Scottish Parliament apologises after woman asked to leave meeting for wearing suffragette scarf
The Presiding Officer of the Scottish Parliament has issued an apology to women asked to remove scarves in suffragette colours when attending a committee meeting on Tuesday morning.
Alison Johnson said the action was an “error” and that suffragette colours “are not and never have been banned at the Scottish Parliament”.
Women wearing suffragette colours attended the Equalities, Human Rights and Civil Justice Committee as it considered amendments to the Gender Recognition Reform Bill, and were asked to remove their scarves.
One visitor declined to do so and was removed from the public meeting at a result.
The request was made by parliament officials, who cited the code of conduct which bans the wearing of “political slogans” or the waving of banners or flags.

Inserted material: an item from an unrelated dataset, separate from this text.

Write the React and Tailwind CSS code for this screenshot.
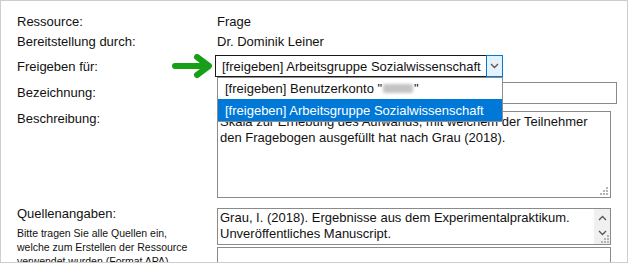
import React from "react";

function Grip({ className = "" }) {
  const dots = [
    [6, 0],
    [3, 3],
    [6, 3],
    [0, 6],
    [3, 6],
    [6, 6],
  ];
  return (
    <svg width="8" height="8" viewBox="0 0 8 8" className={className}>
      {dots.map(([x, y], i) => (
        <rect key={i} x={x} y={y} width="2" height="2" fill="#b4b4b4" />
      ))}
    </svg>
  );
}

function Chevron({ up = false, className = "" }) {
  return (
    <svg width="9" height="6" viewBox="0 0 9 6" className={className}>
      <polyline
        points={up ? "1,5 4.5,1.5 8,5" : "1,1 4.5,4.5 8,1"}
        fill="none"
        stroke="#555"
        strokeWidth="1.3"
      />
    </svg>
  );
}

export default function App() {
  return (
    <div className="w-[630px] h-[263px] bg-white font-['Liberation_Sans',Arial,sans-serif] text-[13px] leading-[15px] text-[#111]">
      <div className="relative w-[628px] h-[263px] border border-[#cdcdcd] overflow-hidden pl-[16px] pt-[13px]">
        {/* Row 1 */}
        <div className="flex">
          <div className="w-[200px]">Ressource:</div>
          <div>Frage</div>
        </div>
        {/* Row 2 */}
        <div className="flex mt-[5px]">
          <div className="w-[200px]">Bereitstellung durch:</div>
          <div>Dr. Dominik Leiner</div>
        </div>
        {/* Row 3 */}
        <div className="flex items-start mt-[6px]">
          <div className="w-[200px] mt-[4px] relative">
            Freigeben für:
            <svg
              className="absolute left-[155px] top-[-5px]"
              width="44"
              height="26"
              viewBox="0 0 44 26"
            >
              <line
                x1="3"
                y1="12"
                x2="36"
                y2="12"
                stroke="#17a017"
                strokeWidth="6"
                strokeLinecap="round"
              />
              <polyline
                points="25,3 37,12 25,21"
                fill="none"
                stroke="#17a017"
                strokeWidth="6"
                strokeLinecap="round"
                strokeLinejoin="round"
              />
            </svg>
          </div>
          <div className="relative -ml-[2px]">
            <div className="flex w-[288px] h-[22px] border border-[#1a1a1a] bg-white">
              <div className="flex-1 pl-[6px] pt-[3px] whitespace-nowrap">
                [freigeben] Arbeitsgruppe Sozialwissenschaft
              </div>
              <div className="w-[17px] -my-[1px] -mr-[1px] border border-[#0078d7] bg-[#e5f1fb] flex items-center justify-center">
                <Chevron />
              </div>
            </div>
            {/* Dropdown list */}
            <div className="absolute left-[2px] top-[22px] w-[286px] border border-[#8c8c8c] bg-white z-10">
              <div className="h-[21px] flex items-center pl-[7px] whitespace-nowrap">
                [freigeben] Benutzerkonto "
                <span className="inline-block w-[30px] h-[9px] mx-[1px] bg-[#c4c4c4] blur-[1.5px] rounded-[2px]"></span>
                "
              </div>
              <div className="h-[22px] flex items-center pl-[7px] bg-[#0078d7] text-white whitespace-nowrap">
                [freigeben] Arbeitsgruppe Sozialwissenschaft
              </div>
            </div>
          </div>
        </div>
        {/* Row 4 */}
        <div className="flex items-start mt-[5px]">
          <div className="w-[200px] mt-[3px]">Bezeichnung:</div>
          <div className="w-[400px] h-[22px] border border-[#8a8a8a] bg-white"></div>
        </div>
        {/* Row 5 */}
        <div className="flex items-start mt-[7px]">
          <div className="w-[200px]">Beschreibung:</div>
          <div className="relative w-[394px] h-[87px] border border-[#8a8a8a] bg-white pl-[2px] pt-[2px] leading-[16px]">
            Skala zur Erhebung des Aufwands, mit welchem der Teilnehmer
            <br />
            den Fragebogen ausgefüllt hat nach Grau (2018).
            <Grip className="absolute right-[2px] bottom-[2px]" />
          </div>
        </div>
        {/* Row 6 */}
        <div className="flex items-start mt-[10px]">
          <div className="w-[200px] -mt-[2px]">
            <div>Quellenangaben:</div>
            <div className="mt-[5px] text-[10.5px] leading-[14px]">
              Bitte tragen Sie alle Quellen ein,
              <br />
              welche zum Erstellen der Ressource
              <br />
              verwendet wurden (Format APA).
            </div>
          </div>
          <div className="flex flex-col">
            <div className="relative flex w-[394px] h-[37px] border border-[#8a8a8a] bg-white leading-[16px]">
              <div className="flex-1 pl-[2px] pt-[1px] whitespace-nowrap overflow-hidden">
                Grau, I. (2018). Ergebnisse aus dem Experimentalpraktikum.
                <br />
                Unveröffentliches Manuscript.
              </div>
              <div className="w-[16px] bg-[#f0f0f0] flex flex-col items-center pt-[6px]">
                <Chevron up />
                <Chevron className="mt-[9px]" />
              </div>
              <Grip className="absolute right-[1px] bottom-[1px]" />
            </div>
            <div className="w-[394px] h-[40px] mt-[2px] border border-[#8a8a8a] bg-white"></div>
          </div>
        </div>
      </div>
    </div>
  );
}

In a statement to MSPs, Johnson said: “The action taken was an error and I would like to apologise on behalf of the parliament.
“The wearing of a scarf in those colours does not in itself breach the visitor code of conduct.
“The parliament wishes people to engage with the democratic process, including observing elected representatives debate and make the law of the country.”
Tory MSP Rachael Hamilton welcomed the statement, adding: “It’s important you have confirmed that MSPs are treated exactly the same way as members of the public, and the suffragette colours were not in breach of the guidelines set by this parliament.”